** Start Raw data **

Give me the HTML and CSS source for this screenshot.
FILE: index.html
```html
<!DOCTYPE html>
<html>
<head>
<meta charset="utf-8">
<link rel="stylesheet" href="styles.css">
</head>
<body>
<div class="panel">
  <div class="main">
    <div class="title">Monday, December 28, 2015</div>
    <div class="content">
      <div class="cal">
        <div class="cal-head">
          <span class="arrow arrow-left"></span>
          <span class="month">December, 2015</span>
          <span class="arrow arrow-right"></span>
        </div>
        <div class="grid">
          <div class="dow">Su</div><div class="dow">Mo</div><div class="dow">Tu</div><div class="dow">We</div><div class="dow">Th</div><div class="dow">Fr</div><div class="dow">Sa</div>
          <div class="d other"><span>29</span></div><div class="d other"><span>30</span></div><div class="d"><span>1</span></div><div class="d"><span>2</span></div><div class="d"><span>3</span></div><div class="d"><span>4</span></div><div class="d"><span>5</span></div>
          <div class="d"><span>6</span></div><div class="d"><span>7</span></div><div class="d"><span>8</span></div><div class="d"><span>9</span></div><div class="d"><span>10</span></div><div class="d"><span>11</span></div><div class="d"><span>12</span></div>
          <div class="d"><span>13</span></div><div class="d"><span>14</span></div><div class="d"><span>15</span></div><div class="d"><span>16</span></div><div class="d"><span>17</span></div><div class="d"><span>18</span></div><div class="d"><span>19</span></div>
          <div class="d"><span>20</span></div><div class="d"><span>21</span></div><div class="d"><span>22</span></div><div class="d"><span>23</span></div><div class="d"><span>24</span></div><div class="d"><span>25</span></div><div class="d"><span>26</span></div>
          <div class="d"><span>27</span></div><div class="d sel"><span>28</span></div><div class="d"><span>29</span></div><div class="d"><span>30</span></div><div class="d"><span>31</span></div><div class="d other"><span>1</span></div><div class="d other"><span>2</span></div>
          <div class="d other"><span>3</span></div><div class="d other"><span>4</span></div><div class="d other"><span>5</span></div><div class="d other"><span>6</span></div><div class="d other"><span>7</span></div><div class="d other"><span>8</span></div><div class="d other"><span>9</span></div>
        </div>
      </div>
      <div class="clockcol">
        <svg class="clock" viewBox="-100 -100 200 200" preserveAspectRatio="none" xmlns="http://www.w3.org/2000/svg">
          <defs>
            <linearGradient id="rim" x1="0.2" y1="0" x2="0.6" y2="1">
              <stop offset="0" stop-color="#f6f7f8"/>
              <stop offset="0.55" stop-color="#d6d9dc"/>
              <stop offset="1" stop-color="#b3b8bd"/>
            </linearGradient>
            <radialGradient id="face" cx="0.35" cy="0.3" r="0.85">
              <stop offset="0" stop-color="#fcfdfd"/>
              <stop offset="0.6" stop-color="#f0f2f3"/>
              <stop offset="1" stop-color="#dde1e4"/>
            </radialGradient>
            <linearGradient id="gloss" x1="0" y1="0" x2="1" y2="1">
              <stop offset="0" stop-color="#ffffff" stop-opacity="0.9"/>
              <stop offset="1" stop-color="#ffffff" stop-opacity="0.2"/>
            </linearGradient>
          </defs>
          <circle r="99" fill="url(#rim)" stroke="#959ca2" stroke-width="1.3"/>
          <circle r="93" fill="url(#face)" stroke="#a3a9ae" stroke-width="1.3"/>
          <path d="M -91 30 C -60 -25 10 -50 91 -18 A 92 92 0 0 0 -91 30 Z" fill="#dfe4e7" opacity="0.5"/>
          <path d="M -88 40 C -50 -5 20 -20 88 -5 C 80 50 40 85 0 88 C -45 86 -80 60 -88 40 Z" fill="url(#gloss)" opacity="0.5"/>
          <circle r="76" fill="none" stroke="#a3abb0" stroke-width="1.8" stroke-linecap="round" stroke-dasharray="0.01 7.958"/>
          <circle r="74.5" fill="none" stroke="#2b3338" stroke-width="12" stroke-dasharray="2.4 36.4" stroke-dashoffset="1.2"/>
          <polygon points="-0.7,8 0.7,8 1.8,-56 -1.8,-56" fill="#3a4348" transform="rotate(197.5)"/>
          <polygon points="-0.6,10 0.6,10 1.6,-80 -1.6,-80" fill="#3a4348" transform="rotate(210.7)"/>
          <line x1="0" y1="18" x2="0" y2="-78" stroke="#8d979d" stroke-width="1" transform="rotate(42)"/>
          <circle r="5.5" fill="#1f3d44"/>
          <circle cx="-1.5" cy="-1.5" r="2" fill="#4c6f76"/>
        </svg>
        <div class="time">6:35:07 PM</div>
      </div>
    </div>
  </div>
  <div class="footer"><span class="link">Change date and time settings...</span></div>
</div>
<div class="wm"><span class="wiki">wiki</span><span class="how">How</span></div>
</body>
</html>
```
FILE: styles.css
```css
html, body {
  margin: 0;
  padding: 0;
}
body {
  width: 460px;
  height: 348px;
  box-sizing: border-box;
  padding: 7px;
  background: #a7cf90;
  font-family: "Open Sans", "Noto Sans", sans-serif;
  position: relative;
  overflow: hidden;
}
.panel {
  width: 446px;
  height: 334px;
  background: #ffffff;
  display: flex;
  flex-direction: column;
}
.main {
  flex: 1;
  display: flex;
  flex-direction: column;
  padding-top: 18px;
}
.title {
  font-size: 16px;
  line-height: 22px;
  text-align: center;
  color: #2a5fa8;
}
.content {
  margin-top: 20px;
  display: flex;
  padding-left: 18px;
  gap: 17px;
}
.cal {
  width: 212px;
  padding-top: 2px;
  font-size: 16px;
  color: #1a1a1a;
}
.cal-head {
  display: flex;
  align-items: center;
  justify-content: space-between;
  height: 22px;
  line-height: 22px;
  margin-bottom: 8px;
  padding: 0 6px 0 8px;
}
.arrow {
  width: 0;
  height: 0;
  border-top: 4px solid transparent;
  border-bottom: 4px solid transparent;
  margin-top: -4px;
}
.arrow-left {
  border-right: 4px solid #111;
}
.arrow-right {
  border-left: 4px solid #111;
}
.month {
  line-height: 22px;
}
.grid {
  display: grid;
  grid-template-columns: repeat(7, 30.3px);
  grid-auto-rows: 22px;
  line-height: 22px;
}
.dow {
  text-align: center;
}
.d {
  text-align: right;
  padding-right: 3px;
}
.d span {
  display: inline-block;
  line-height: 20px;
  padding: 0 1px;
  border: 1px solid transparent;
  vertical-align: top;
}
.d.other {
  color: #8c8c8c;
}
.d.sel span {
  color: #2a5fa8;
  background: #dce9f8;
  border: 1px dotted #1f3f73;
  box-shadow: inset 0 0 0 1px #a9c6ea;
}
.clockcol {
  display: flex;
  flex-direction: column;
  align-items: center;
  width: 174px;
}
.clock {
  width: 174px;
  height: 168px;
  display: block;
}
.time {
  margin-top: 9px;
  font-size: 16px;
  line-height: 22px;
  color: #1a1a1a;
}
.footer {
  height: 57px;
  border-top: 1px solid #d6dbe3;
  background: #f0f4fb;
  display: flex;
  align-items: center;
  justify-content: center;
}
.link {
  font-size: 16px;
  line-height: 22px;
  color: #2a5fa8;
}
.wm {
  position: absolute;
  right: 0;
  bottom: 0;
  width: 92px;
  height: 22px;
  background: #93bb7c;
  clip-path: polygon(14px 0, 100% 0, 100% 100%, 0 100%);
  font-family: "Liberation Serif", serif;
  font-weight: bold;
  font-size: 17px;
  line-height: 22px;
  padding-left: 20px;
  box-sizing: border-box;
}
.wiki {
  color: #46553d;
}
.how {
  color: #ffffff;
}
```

** End Raw data **
** Start Raw data **

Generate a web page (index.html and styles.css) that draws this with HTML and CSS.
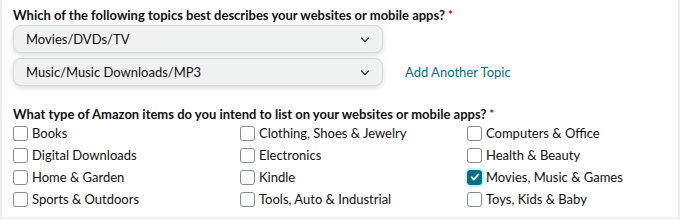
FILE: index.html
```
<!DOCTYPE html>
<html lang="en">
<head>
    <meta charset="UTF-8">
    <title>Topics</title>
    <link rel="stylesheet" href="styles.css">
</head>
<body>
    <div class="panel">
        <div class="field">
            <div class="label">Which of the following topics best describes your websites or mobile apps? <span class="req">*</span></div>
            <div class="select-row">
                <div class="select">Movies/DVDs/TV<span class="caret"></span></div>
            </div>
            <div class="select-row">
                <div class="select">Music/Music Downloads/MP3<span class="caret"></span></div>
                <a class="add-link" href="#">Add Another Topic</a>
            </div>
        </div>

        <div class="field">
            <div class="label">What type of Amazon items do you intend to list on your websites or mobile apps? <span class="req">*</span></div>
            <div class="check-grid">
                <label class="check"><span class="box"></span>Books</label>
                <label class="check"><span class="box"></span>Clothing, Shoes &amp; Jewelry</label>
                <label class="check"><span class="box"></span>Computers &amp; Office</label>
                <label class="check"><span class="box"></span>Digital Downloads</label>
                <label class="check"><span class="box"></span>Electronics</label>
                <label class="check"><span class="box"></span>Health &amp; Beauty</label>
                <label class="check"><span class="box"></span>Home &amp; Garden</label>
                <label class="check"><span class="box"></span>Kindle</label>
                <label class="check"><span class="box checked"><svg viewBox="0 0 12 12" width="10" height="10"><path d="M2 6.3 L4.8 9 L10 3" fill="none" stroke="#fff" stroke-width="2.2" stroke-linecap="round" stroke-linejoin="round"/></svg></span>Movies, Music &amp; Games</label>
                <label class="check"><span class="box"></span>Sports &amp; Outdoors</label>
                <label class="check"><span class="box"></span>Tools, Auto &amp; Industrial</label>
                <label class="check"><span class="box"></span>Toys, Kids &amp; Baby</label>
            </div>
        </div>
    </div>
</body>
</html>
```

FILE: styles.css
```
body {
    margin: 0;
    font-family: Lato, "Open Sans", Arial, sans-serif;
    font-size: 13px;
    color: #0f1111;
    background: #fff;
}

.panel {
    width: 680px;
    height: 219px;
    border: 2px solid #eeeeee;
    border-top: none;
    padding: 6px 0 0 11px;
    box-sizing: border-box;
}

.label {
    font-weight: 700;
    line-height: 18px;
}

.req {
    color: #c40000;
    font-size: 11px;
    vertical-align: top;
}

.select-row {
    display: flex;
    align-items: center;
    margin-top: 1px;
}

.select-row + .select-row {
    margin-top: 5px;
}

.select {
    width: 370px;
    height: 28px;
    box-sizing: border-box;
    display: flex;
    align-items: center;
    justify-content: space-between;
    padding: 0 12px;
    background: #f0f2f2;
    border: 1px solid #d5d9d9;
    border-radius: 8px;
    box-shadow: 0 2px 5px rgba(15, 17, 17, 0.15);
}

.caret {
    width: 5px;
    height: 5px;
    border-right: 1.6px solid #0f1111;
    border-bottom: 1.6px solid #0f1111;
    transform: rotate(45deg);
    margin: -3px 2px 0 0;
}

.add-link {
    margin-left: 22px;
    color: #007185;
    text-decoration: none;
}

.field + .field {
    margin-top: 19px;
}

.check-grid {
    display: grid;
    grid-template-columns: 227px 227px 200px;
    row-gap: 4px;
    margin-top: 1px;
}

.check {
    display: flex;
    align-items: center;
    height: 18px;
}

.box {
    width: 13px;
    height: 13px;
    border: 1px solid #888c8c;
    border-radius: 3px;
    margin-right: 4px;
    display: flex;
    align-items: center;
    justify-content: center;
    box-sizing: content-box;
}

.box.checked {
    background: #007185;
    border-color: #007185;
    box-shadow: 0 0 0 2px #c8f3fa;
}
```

** End Raw data **
** Start Raw data **

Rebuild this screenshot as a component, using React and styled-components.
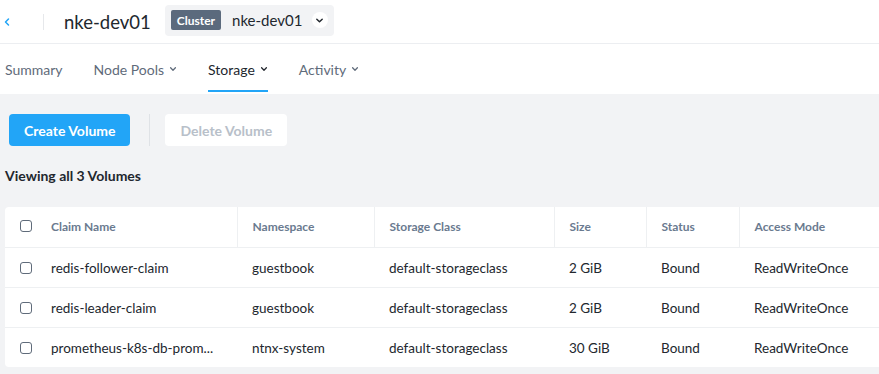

** End Raw data **

• _Short problem_
Copy out each line of the data where the string "this" appears.

• _Written solution_
Give me the HTML and CSS source for this screenshot.
Generate a web page (index.html and styles.css) that draws this with HTML and CSS.
Rebuild this screenshot as a component, using React and styled-components.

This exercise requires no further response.